TASK REQUIREMENTS →
Starting with the first line below, extract each line through the one that contains "useLayoutEffect, useRef, useState", inclusive, excluding pictures.

-- BEGIN --

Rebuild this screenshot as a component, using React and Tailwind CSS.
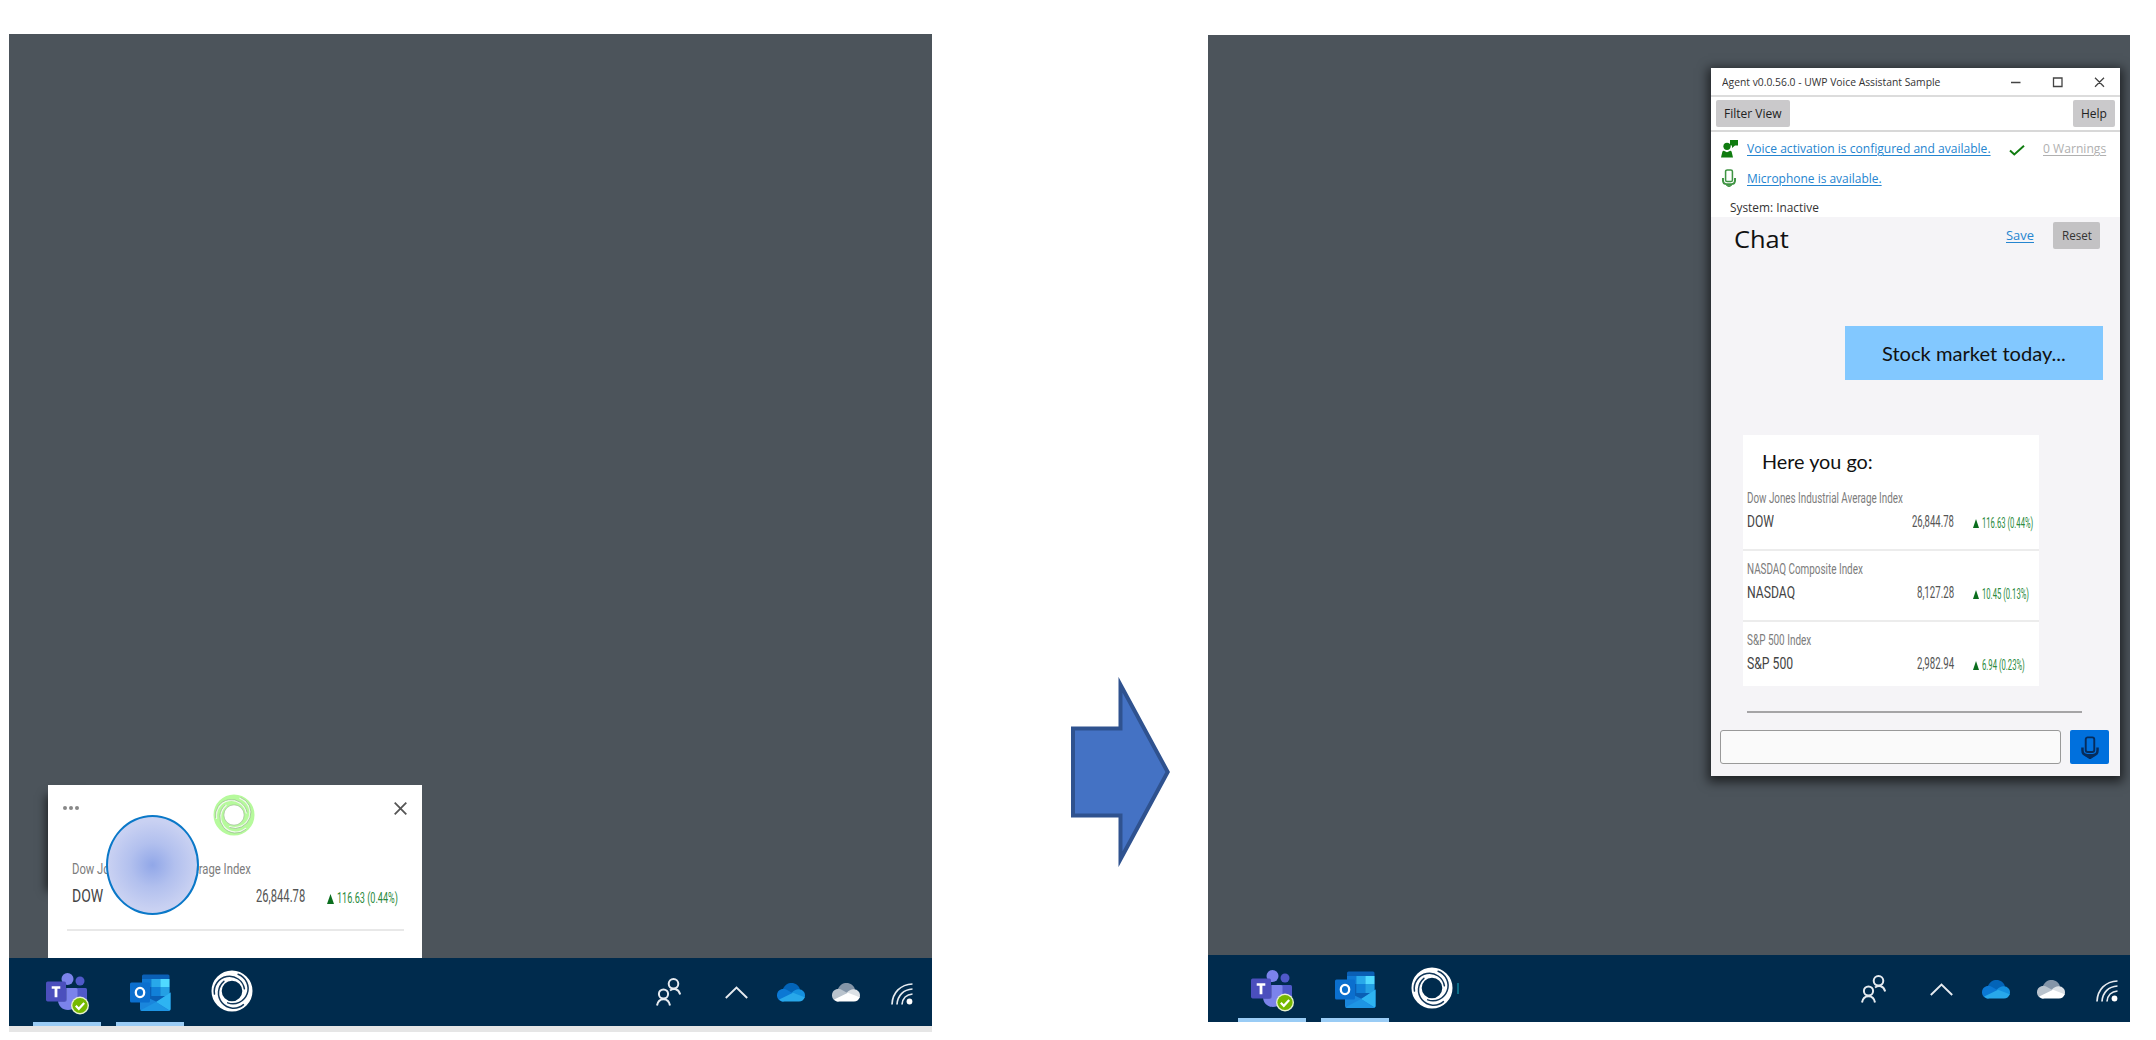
import { useLayoutEffect, useRef, useState } from "react";

// Text squeezed or stretched horizontally so that it fills its box exactly.
function Fit({ className = "", inner = "", children }) {
  const box = useRef(null);
  const text = useRef(null);
  const [scale, setScale] = useState(1);
  useLayoutEffect(() => {
    const measure = () => {
      const natural = text.current.offsetWidth;
      if (natural) setScale(box.current.offsetWidth / natural);
    };
    measure();
    document.fonts?.ready.then(measure);
  }, []);
  return (
    <span ref={box} className={`block shrink-0 whitespace-nowrap ${className}`}>
      <span ref={text} className={`inline-block origin-left align-top ${inner}`} style={{ transform: `scaleX(${scale})` }}>
        {children}
      </span>
    </span>
  );
}

// A solid hoop cut by three arcs that spiral from its rim to its hole.
function Ring({ className, color, cut, cutWidth, edge }) {
  return (
    <svg viewBox="0 0 42 42" className={className} fill="none">
      <circle cx="21" cy="21" r="15.400" stroke={color} strokeWidth="10.200" />
      <g stroke={cut} strokeWidth={cutWidth} strokeLinecap="round">
        {[-100, 20, 140].map((angle) => (
          <path key={angle} d="M21 3.200A15.200 15.200 0 0 1 21 33.600" transform={`rotate(${angle} 21 21)`} />
        ))}
      </g>
      <g stroke={edge} strokeWidth=".7">
        <circle cx="21" cy="21" r="10.200" />
        {[-100, 20, 140].map((angle) => (
          <path key={angle} d="M21 2.300A16 16 0 0 1 21 34.300" transform={`rotate(${angle} 21 21)`} />
        ))}
      </g>
    </svg>
  );
}

function Teams() {
  return (
    <svg viewBox="0 0 43 42" className="h-[42px] w-[43px]">
      <circle cx="34" cy="8" r="4.500" fill="#5059c9" />
      <path d="M29 15h10.500a1.500 1.500 0 0 1 1.500 1.500V26a7 7 0 0 1-12 4z" fill="#5059c9" />
      <circle cx="21.500" cy="6" r="6" fill="#7b83eb" />
      <path d="M13 15h17a1.500 1.500 0 0 1 1.500 1.500V27c0 6-4 10-9.500 10s-10-4-10-10z" fill="#7b83eb" />
      <path d="M12 15h9v11a3 3 0 0 1-3 3h-6z" fill="#4b53a8" opacity=".6" />
      <rect x="0" y="8.500" width="20" height="20" rx="1.700" fill="#4b4fbd" />
      <path d="M5.700 13.300h8.600v2.500h-2.900v8.400H8.600v-8.400H5.700z" fill="#fff" />
      <circle cx="34" cy="32.500" r="9" fill="#e8f2d0" />
      <circle cx="34" cy="32.500" r="7.600" fill="#76b900" />
      <path d="m29.800 32.800 3 3 5.400-5.800" fill="none" stroke="#fff" strokeWidth="2.200" />
    </svg>
  );
}

function Outlook() {
  return (
    <svg viewBox="0 0 41 38" className="h-[38px] w-[41px]">
      <path d="M13.500.5H38A1.500 1.500 0 0 1 39.500 2v26H12V2A1.500 1.500 0 0 1 13.500.5z" fill="#0a5fb5" />
      <path d="M12 5h9.300v8H12z" fill="#0f78d4" />
      <path d="M21.300 5h9v8h-9z" fill="#28a8ea" />
      <path d="M30.300 5h9.200v8h-9.200z" fill="#50d9ff" />
      <path d="M21.300 13h9v9h-9z" fill="#1180d8" />
      <path d="M30.300 13h9.200v9h-9.200z" fill="#24a0e4" />
      <path d="M10 20 27 28 40.500 18.500V35a2 2 0 0 1-2 2H12a2 2 0 0 1-2-2z" fill="#1a86dc" />
      <path d="M40.500 18.500V35a2 2 0 0 1-.8 1.600L26 28z" fill="#2eb4f2" />
      <path d="m10.500 36.300 15.500-8.300 13.500 8.700-1 .3H12z" fill="#1e95e4" />
      <rect x="0" y="8.500" width="20" height="20" rx="1.500" fill="#0b6fce" />
      <ellipse cx="10" cy="18.500" rx="4.200" ry="4.700" fill="none" stroke="#fff" strokeWidth="2.300" />
    </svg>
  );
}

function Cloud({ dark, mid, left, light }) {
  return (
    <svg viewBox="0 0 28 19" className="h-[19px] w-[28px]">
      <path d="M5.500 7C7.500 1.800 11 0 14.500 0c4 0 7.500 2.500 8.500 6.500L14 12z" fill={dark} />
      <path d="M6.500 18.500C2.500 18.500 0 15.500 0 12.200 0 8.500 2.800 6 6.200 6c2 0 3 .5 4.300 1.200L19 12z" fill={left} />
      <path d="M14.500 10C17 7 19.500 6 22 6.200c3.500.3 6 2.800 6 6.200 0 1-.3 2-.7 2.800z" fill={mid} />
      <path d="M2.200 16.500 16 9.800l11.700 4.400c-.8 2.600-3 4.400-5.700 4.400H6.500c-1.800 0-3.300-.9-4.300-2.100z" fill={light} />
    </svg>
  );
}

function Taskbar({ className, ringGap, sliver, trayPad }) {
  return (
    <div className={`flex shrink-0 bg-[#002b4d] ${className}`}>
      <div className="flex h-full w-[68px] flex-col items-center justify-between pt-[15px]">
        <Teams />
        <div className="h-[4px] w-full bg-[#9accf5]" />
      </div>
      <div className="ml-[15px] flex h-full w-[68px] flex-col items-center justify-between pt-[16px]">
        <Outlook />
        <div className="h-[4px] w-full bg-[#9accf5]" />
      </div>
      <Ring className={`mt-[12px] h-[42px] w-[42px] shrink-0 ${ringGap}`} color="#fff" cut="#12375a" cutWidth="1.5" edge="none" />
      <div className={`mt-[28px] ml-[4px] h-[11px] w-[2px] ${sliver}`} />
      <div className={`ml-auto flex h-full ${trayPad}`}>
        <svg viewBox="0 0 25 28" className="mt-[20px] h-[28px] w-[25px]" fill="none" stroke="#e6ebf0" strokeWidth="2">
          <circle cx="17.500" cy="5.800" r="4.800" />
          <path d="M14 12.500c3.500-2.500 8.500-2 10.200 4" />
          <circle cx="7.500" cy="16" r="4.600" />
          <path d="M1 27.500c1.500-8.500 11.500-8.500 13 0" />
        </svg>
        <svg viewBox="0 0 23 13" className="mt-[28px] ml-[44px] h-[13px] w-[23px]" fill="none" stroke="#e6ebf0" strokeWidth="1.900">
          <path d="m.8 12 10.700-10.500L22.200 12" />
        </svg>
        <div className="mt-[25px] ml-[29px]">
          <Cloud dark="#0364b8" left="#0b78d4" mid="#1490df" light="#28a8ea" />
        </div>
        <div className="mt-[25px] ml-[27px]">
          <Cloud dark="#8495a8" left="#b9c3cd" mid="#dce1e6" light="#fff" />
        </div>
        <svg viewBox="0 0 22 22" className="mt-[25px] ml-[31px] h-[22px] w-[22px]" fill="none" stroke="#e6ebf0" strokeWidth="1.700">
          <path d="M1 21.500C1.500 9.500 9.500 1.500 21.500 1M6 21.500C6.500 12.500 12.500 6.500 21.500 6M11 21.500c.5-6 4.500-10 10.500-10.500" />
          <circle cx="18.500" cy="18.500" r="2.900" fill="#fff" stroke="none" />
        </svg>
      </div>
    </div>
  );
}

function Mic({ className }) {
  return (
    <svg viewBox="0 0 16 20" className={className} fill="none" stroke="currentColor">
      <rect x="4.200" y="1" width="7.600" height="13" rx="1.800" strokeWidth="1.700" />
      <path d="M1.300 10v2.500c0 3 2 4.300 4.200 4.300h5c2.200 0 4.200-1.300 4.200-4.300V10" strokeWidth="2.200" />
      <path d="M5 18h6l-3 2z" fill="currentColor" strokeWidth="1" />
    </svg>
  );
}

function Stock({ className = "", name, nameW, ticker, tickerW, value, valueW, change, changeW }) {
  return (
    <div className={`flex shrink-0 flex-col pt-[10px] pl-[4px] font-[Roboto,sans-serif] ${className}`}>
      <Fit className={`h-[18px] text-[14.5px] leading-[18px] text-[#7c7c7c] ${nameW}`}>{name}</Fit>
      <div className="mt-[2px] flex h-[22px]">
        <div className="w-[160px]">
          <Fit className={`text-[17px] leading-[22px] text-[#444] ${tickerW}`}>{ticker}</Fit>
        </div>
        <div className="flex w-[47px] justify-end">
          <Fit className={`text-[17px] leading-[22px] text-[#555] ${valueW}`}>{value}</Fit>
        </div>
        <svg viewBox="0 0 7 9" className="mt-[9px] ml-[18.500px] h-[9px] w-[6px] shrink-0" preserveAspectRatio="none">
          <path d="M3.500 0 7 9H0z" fill="#0b6e1e" />
        </svg>
        <Fit className={`ml-[3px] text-[15px] leading-[27px] text-[#2a8a3c] ${changeW}`}>{change}</Fit>
      </div>
    </div>
  );
}

function Popup() {
  return (
    <div className="relative isolate ml-[39px] h-[173px] w-[374px] shrink-0">
      <div className="absolute top-[8px] left-0 -z-10 h-[96px] w-[40px] shadow-[-2px_2px_9px_0px_rgba(0,0,0,0.600)]" />
      <div className="flex h-full flex-col bg-white">
        <div className="flex h-[65px]">
          <div className="mt-[21px] ml-[15px] flex h-[4px] w-[150px] gap-[2.500px]">
            <i className="h-[3.500px] w-[3.500px] rounded-full bg-[#888]" />
            <i className="h-[3.500px] w-[3.500px] rounded-full bg-[#888]" />
            <i className="h-[3.500px] w-[3.500px] rounded-full bg-[#888]" />
          </div>
          <Ring className="mt-[9px] h-[42px] w-[42px]" color="#b6fa9c" cut="#f1fbec" cutWidth="1.6" edge="#98bd8c" />
          <svg viewBox="0 0 13 13" className="mt-[17px] ml-[139px] h-[13px] w-[13px]" stroke="#555" strokeWidth="1.800">
            <path d="m.7.7 11.600 11.600M12.300.7.7 12.300" />
          </svg>
        </div>
        <div className="flex flex-col pt-[11px] pl-[24px] font-[Roboto,sans-serif]">
          <Fit className="h-[18px] w-[179px] text-[14.5px] leading-[18px] text-[#7c7c7c]">Dow Jones Industrial Average Index</Fit>
          <div className="mt-[6px] flex h-[22px]">
            <div className="w-[184px]">
              <Fit className="w-[31px] text-[18.5px] leading-[22px] text-[#444]">DOW</Fit>
            </div>
            <Fit className="w-[49px] text-[18.5px] leading-[22px] text-[#555]">26,844.78</Fit>
            <svg viewBox="0 0 7 10" className="mt-[9px] ml-[22px] h-[10px] w-[7px] shrink-0">
              <path d="M3.500 0 7 10H0z" fill="#0b6e1e" />
            </svg>
            <Fit className="ml-[3px] w-[61px] text-[15.5px] leading-[27px] text-[#2a8a3c]">116.63 (0.44%)</Fit>
          </div>
        </div>
        <div className="mt-[22px] ml-[19px] h-[2px] w-[337px] bg-[#e8e8e8]" />
      </div>
      <div className="absolute top-[30px] left-[58px] h-[100px] w-[93px] rounded-[50%] border-2 border-[#0a78c8] bg-[radial-gradient(circle_closest-side,#91a7e8_0%,#b2c0ee_50%,#c9d1f2_100%)]" />
    </div>
  );
}

function AgentWindow() {
  return (
    <div className="ml-[503px] flex h-[708px] w-[409px] shrink-0 flex-col bg-white font-['Open_Sans',sans-serif] shadow-[0_3px_10px_3px_rgba(0,0,0,0.600)]">
      <div className="flex h-[29px] border-b-2 border-[#dcdcdc]">
        <Fit className="ml-[11px] w-[218px] text-[11px] leading-[27px] text-[#333]">Agent v0.0.56.0 - UWP Voice Assistant Sample</Fit>
        <svg viewBox="0 0 94 11" className="mt-[9px] ml-[71px] h-[11px] w-[94px]" fill="none" stroke="#444" strokeWidth="1.300">
          <path d="M0 5.500h9.500M42.500 1h8.500v8.500h-8.500zM84 .8l9 9M93 .8l-9 9" />
        </svg>
      </div>
      <div className="flex h-[35px] items-center justify-between border-b-2 border-[#d8d8d8] px-[5px] text-[12px] leading-[27px] text-[#222]">
        <div className="flex h-[27px] w-[74px] justify-center rounded-[2px] bg-[#cac9cb]">
          <Fit className="w-[58px]">Filter View</Fit>
        </div>
        <div className="flex h-[27px] w-[42px] justify-center rounded-[2px] bg-[#cac9cb]">
          <Fit className="w-[26px]">Help</Fit>
        </div>
      </div>
      <div className="flex h-[85px] flex-col pt-[5px] text-[12.5px] leading-[24px] text-[#2585d0]">
        <div className="flex h-[24px]">
          <svg viewBox="0 0 17 18" className="mt-[3px] ml-[10px] h-[18px] w-[17px]" fill="#107c10">
            <path d="M9 0h8v5.500h-3L11 8V5.500H9z" />
            <circle cx="6" cy="6.300" r="3.600" />
            <path d="M0 17.500 1.300 12c.2-.8.700-1.200 1.500-1.200l3.200 1.400 3.200-1.400c.8 0 1.300.4 1.500 1.200l1.300 5.500z" />
          </svg>
          <Fit className="ml-[9px] w-[244px]" inner="underline decoration-1 underline-offset-2">Voice activation is configured and available.</Fit>
          <svg viewBox="0 0 16 11" className="mt-[8px] ml-[18px] h-[11px] w-[16px]" fill="none" stroke="#107c10" strokeWidth="2">
            <path d="m1 5.500 4.300 4L15 .8" />
          </svg>
          <Fit className="ml-[18px] w-[63px] text-[#b0b0b0]" inner="underline decoration-1 underline-offset-2">0 Warnings</Fit>
        </div>
        <div className="mt-[6px] flex h-[24px]">
          <Mic className="mt-[2px] ml-[10px] h-[18px] w-[16px] text-[#3f9443]" />
          <Fit className="ml-[10px] w-[135px]" inner="underline decoration-1 underline-offset-2">Microphone is available.</Fit>
        </div>
        <Fit className="mt-[5px] ml-[19px] w-[89px] text-[12px] text-[#333]">System: Inactive</Fit>
      </div>
      <div className="flex flex-1 flex-col bg-[#f5f4f7]">
        <div className="flex h-[109px] pt-[5px] text-[12px] leading-[27px]">
          <Fit className="ml-[23px] w-[55px] text-[24.5px] leading-[34px] text-[#111]">Chat</Fit>
          <Fit className="ml-[217px] w-[28px] text-[#2585d0]" inner="underline decoration-1 underline-offset-2">Save</Fit>
          <div className="ml-[19px] flex h-[27px] w-[47px] justify-center rounded-[2px] bg-[#c3c2c4] text-[#333]">
            <Fit className="w-[30px]">Reset</Fit>
          </div>
        </div>
        <div className="ml-[134px] flex h-[54px] w-[258px] justify-center bg-[#82c8ff] font-[Lato,sans-serif] text-[20px] leading-[54px] text-[#111]">
          <Fit className="w-[184px]">Stock market today...</Fit>
        </div>
        <div className="mt-[55px] ml-[32px] flex h-[251px] w-[296px] flex-col bg-white">
          <Fit className="ml-[19px] h-[45px] w-[111px] font-[Lato,sans-serif] text-[20px] leading-[53px] text-[#111]">Here you go:</Fit>
          <Stock className="h-[69px]" name="Dow Jones Industrial Average Index" nameW="w-[156px]" ticker="DOW" tickerW="w-[27px]" value="26,844.78" valueW="w-[42px]" change="116.63 (0.44%)" changeW="w-[51px]" />
          <Stock className="h-[71px] border-t-2 border-[#ececec]" name="NASDAQ Composite Index" nameW="w-[116px]" ticker="NASDAQ" tickerW="w-[48px]" value="8,127.28" valueW="w-[37px]" change="10.45 (0.13%)" changeW="w-[47px]" />
          <Stock className="h-[66px] border-t-2 border-[#ececec]" name="S&P 500 Index" nameW="w-[64px]" ticker="S&P 500" tickerW="w-[46px]" value="2,982.94" valueW="w-[37px]" change="6.94 (0.23%)" changeW="w-[43px]" />
        </div>
        <div className="mt-[25px] ml-[36px] h-[2px] w-[335px] bg-[#a5a4a6]" />
        <div className="mt-[17px] ml-[9px] flex h-[34px] gap-[9px]">
          <div className="w-[341px] rounded-[3px] border-[1.500px] border-[#999] bg-[#fafafa]" />
          <div className="flex w-[39px] items-center justify-center rounded-[2px] bg-[#0070dd]">
            <Mic className="h-[23px] w-[18px] text-[#062c5c]" />
          </div>
        </div>
      </div>
    </div>
  );
}

export default function App() {
  return (
    <div className="flex h-[1040px] w-[2156px] items-start overflow-hidden bg-white">
      <div className="mt-[34px] ml-[9px] flex h-[998px] w-[923px] shrink-0 flex-col justify-end overflow-hidden border-b-[6px] border-[#e6e6e6] bg-[#4c545b]">
        <Popup />
        <Taskbar className="h-[68px] pl-[24px]" ringGap="ml-[27px]" sliver="bg-transparent" trayPad="pr-[19px]" />
      </div>
      <svg viewBox="0 0 99 190" className="mt-[677px] ml-[139px] h-[190px] w-[99px] shrink-0">
        <path d="M2 51.500H49.500V7.800L96.700 95 49.500 182.200V138.500H2z" fill="#4472c4" stroke="#2f528f" strokeWidth="4" strokeMiterlimit="10" />
      </svg>
      <div className="mt-[35px] ml-[38px] flex h-[987px] w-[922px] shrink-0 flex-col justify-between overflow-hidden bg-[#4c545b] pt-[33px]">
        <AgentWindow />
        <Taskbar className="h-[67px] pl-[30px]" ringGap="ml-[22px]" sliver="bg-[#0b6c86]" trayPad="pr-[12px]" />
      </div>
    </div>
  );
}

-- END --

WRITTEN REPLY →
Rebuild this screenshot as a component, using React and Tailwind CSS.
import { useLayoutEffect, useRef, useState } from "react";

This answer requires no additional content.